### STATED EXERCISE
Exactly as they appear, output all of the records. Skip any images.

### MATERIAL FOR THE TASK
↓

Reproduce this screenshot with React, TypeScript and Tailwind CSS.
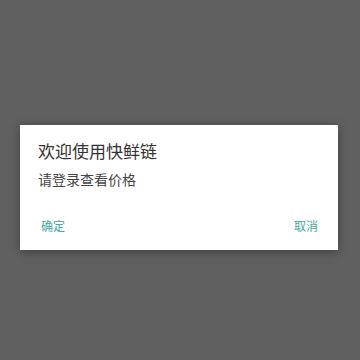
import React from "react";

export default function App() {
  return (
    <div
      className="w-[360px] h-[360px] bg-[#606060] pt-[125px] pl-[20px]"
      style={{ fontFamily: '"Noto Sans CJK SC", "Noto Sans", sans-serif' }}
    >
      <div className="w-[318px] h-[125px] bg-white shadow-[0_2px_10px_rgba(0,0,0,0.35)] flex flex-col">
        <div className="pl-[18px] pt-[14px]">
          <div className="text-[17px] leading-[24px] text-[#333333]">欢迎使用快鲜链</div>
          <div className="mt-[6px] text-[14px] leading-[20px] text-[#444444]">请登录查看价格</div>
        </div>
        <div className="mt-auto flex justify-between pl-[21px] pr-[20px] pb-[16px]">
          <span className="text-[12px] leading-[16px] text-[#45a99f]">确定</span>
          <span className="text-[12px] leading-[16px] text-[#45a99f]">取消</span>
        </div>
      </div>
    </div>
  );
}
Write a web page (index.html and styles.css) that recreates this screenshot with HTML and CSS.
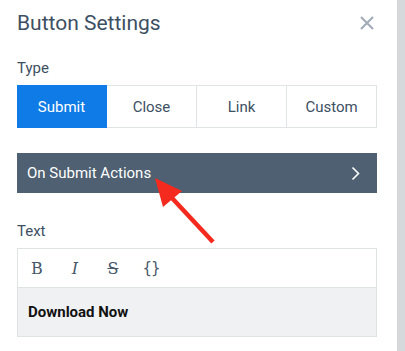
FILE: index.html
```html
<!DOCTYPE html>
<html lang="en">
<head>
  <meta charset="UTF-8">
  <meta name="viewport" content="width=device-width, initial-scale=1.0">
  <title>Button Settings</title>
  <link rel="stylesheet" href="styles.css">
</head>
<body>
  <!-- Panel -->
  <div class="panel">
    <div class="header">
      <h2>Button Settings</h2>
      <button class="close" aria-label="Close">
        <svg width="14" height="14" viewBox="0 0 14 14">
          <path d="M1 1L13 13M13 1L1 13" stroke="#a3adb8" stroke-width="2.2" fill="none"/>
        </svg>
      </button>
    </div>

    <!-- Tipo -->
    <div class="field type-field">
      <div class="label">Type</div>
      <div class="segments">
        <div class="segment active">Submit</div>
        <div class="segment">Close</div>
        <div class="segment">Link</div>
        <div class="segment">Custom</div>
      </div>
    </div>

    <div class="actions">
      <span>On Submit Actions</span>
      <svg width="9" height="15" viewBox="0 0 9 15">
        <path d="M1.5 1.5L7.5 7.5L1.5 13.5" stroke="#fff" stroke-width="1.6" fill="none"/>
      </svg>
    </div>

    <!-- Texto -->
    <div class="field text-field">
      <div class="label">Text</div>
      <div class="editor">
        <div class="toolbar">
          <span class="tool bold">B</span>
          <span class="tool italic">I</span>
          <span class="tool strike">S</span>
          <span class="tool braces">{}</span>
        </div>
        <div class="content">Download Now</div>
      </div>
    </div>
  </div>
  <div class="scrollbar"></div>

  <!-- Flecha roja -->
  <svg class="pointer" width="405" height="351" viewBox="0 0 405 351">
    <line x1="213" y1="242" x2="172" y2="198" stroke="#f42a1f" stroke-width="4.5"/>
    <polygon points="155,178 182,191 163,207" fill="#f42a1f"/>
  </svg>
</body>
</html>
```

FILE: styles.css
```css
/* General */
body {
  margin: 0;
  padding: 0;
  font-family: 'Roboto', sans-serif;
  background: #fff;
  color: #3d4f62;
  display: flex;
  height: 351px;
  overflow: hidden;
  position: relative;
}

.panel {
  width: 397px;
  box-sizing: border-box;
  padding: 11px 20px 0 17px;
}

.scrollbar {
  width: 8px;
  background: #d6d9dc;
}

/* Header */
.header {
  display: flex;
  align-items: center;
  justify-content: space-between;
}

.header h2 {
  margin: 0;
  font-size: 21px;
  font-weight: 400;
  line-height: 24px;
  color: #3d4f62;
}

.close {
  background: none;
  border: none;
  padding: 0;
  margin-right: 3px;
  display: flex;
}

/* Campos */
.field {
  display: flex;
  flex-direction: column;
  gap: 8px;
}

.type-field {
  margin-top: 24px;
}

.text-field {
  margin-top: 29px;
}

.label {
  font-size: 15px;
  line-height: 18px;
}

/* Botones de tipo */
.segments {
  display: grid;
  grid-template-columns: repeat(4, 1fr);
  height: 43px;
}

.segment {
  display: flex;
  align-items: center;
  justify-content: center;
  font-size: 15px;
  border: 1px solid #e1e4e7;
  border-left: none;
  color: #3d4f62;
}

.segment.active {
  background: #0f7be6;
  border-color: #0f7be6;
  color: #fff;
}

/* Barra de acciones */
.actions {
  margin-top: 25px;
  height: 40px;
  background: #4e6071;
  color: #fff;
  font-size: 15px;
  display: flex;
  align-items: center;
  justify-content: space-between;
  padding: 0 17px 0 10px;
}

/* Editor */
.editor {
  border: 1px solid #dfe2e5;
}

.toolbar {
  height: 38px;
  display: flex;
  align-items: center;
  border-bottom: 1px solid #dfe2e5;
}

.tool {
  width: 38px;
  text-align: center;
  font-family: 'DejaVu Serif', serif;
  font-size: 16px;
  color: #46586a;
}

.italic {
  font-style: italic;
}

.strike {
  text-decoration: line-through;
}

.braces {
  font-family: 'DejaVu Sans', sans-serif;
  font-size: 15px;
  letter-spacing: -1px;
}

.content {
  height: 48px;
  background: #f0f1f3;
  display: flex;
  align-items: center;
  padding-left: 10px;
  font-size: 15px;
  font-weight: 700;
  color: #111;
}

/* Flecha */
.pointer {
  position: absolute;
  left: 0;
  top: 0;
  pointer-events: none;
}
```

↑

### ANSWER TO THIS TASK
Reproduce this screenshot with React, TypeScript and Tailwind CSS.
import React from "react";

export default function App() {
  return (
    <div
      className="w-[360px] h-[360px] bg-[#606060] pt-[125px] pl-[20px]"
      style={{ fontFamily: '"Noto Sans CJK SC", "Noto Sans", sans-serif' }}
    >
      <div className="w-[318px] h-[125px] bg-white shadow-[0_2px_10px_rgba(0,0,0,0.35)] flex flex-col">
        <div className="pl-[18px] pt-[14px]">
          <div className="text-[17px] leading-[24px] text-[#333333]">欢迎使用快鲜链</div>
          <div className="mt-[6px] text-[14px] leading-[20px] text-[#444444]">请登录查看价格</div>
        </div>
        <div className="mt-auto flex justify-between pl-[21px] pr-[20px] pb-[16px]">
          <span className="text-[12px] leading-[16px] text-[#45a99f]">确定</span>
          <span className="text-[12px] leading-[16px] text-[#45a99f]">取消</span>
        </div>
      </div>
    </div>
  );
}
Write a web page (index.html and styles.css) that recreates this screenshot with HTML and CSS.
FILE: index.html
```html
<!DOCTYPE html>
<html lang="en">
<head>
  <meta charset="UTF-8">
  <meta name="viewport" content="width=device-width, initial-scale=1.0">
  <title>Button Settings</title>
  <link rel="stylesheet" href="styles.css">
</head>
<body>
  <!-- Panel -->
  <div class="panel">
    <div class="header">
      <h2>Button Settings</h2>
      <button class="close" aria-label="Close">
        <svg width="14" height="14" viewBox="0 0 14 14">
          <path d="M1 1L13 13M13 1L1 13" stroke="#a3adb8" stroke-width="2.2" fill="none"/>
        </svg>
      </button>
    </div>

    <!-- Tipo -->
    <div class="field type-field">
      <div class="label">Type</div>
      <div class="segments">
        <div class="segment active">Submit</div>
        <div class="segment">Close</div>
        <div class="segment">Link</div>
        <div class="segment">Custom</div>
      </div>
    </div>

    <div class="actions">
      <span>On Submit Actions</span>
      <svg width="9" height="15" viewBox="0 0 9 15">
        <path d="M1.5 1.5L7.5 7.5L1.5 13.5" stroke="#fff" stroke-width="1.6" fill="none"/>
      </svg>
    </div>

    <!-- Texto -->
    <div class="field text-field">
      <div class="label">Text</div>
      <div class="editor">
        <div class="toolbar">
          <span class="tool bold">B</span>
          <span class="tool italic">I</span>
          <span class="tool strike">S</span>
          <span class="tool braces">{}</span>
        </div>
        <div class="content">Download Now</div>
      </div>
    </div>
  </div>
  <div class="scrollbar"></div>

  <!-- Flecha roja -->
  <svg class="pointer" width="405" height="351" viewBox="0 0 405 351">
    <line x1="213" y1="242" x2="172" y2="198" stroke="#f42a1f" stroke-width="4.5"/>
    <polygon points="155,178 182,191 163,207" fill="#f42a1f"/>
  </svg>
</body>
</html>
```

FILE: styles.css
```css
/* General */
body {
  margin: 0;
  padding: 0;
  font-family: 'Roboto', sans-serif;
  background: #fff;
  color: #3d4f62;
  display: flex;
  height: 351px;
  overflow: hidden;
  position: relative;
}

.panel {
  width: 397px;
  box-sizing: border-box;
  padding: 11px 20px 0 17px;
}

.scrollbar {
  width: 8px;
  background: #d6d9dc;
}

/* Header */
.header {
  display: flex;
  align-items: center;
  justify-content: space-between;
}

.header h2 {
  margin: 0;
  font-size: 21px;
  font-weight: 400;
  line-height: 24px;
  color: #3d4f62;
}

.close {
  background: none;
  border: none;
  padding: 0;
  margin-right: 3px;
  display: flex;
}

/* Campos */
.field {
  display: flex;
  flex-direction: column;
  gap: 8px;
}

.type-field {
  margin-top: 24px;
}

.text-field {
  margin-top: 29px;
}

.label {
  font-size: 15px;
  line-height: 18px;
}

/* Botones de tipo */
.segments {
  display: grid;
  grid-template-columns: repeat(4, 1fr);
  height: 43px;
}

.segment {
  display: flex;
  align-items: center;
  justify-content: center;
  font-size: 15px;
  border: 1px solid #e1e4e7;
  border-left: none;
  color: #3d4f62;
}

.segment.active {
  background: #0f7be6;
  border-color: #0f7be6;
  color: #fff;
}

/* Barra de acciones */
.actions {
  margin-top: 25px;
  height: 40px;
  background: #4e6071;
  color: #fff;
  font-size: 15px;
  display: flex;
  align-items: center;
  justify-content: space-between;
  padding: 0 17px 0 10px;
}

/* Editor */
.editor {
  border: 1px solid #dfe2e5;
}

.toolbar {
  height: 38px;
  display: flex;
  align-items: center;
  border-bottom: 1px solid #dfe2e5;
}

.tool {
  width: 38px;
  text-align: center;
  font-family: 'DejaVu Serif', serif;
  font-size: 16px;
  color: #46586a;
}

.italic {
  font-style: italic;
}

.strike {
  text-decoration: line-through;
}

.braces {
  font-family: 'DejaVu Sans', sans-serif;
  font-size: 15px;
  letter-spacing: -1px;
}

.content {
  height: 48px;
  background: #f0f1f3;
  display: flex;
  align-items: center;
  padding-left: 10px;
  font-size: 15px;
  font-weight: 700;
  color: #111;
}

/* Flecha */
.pointer {
  position: absolute;
  left: 0;
  top: 0;
  pointer-events: none;
}
```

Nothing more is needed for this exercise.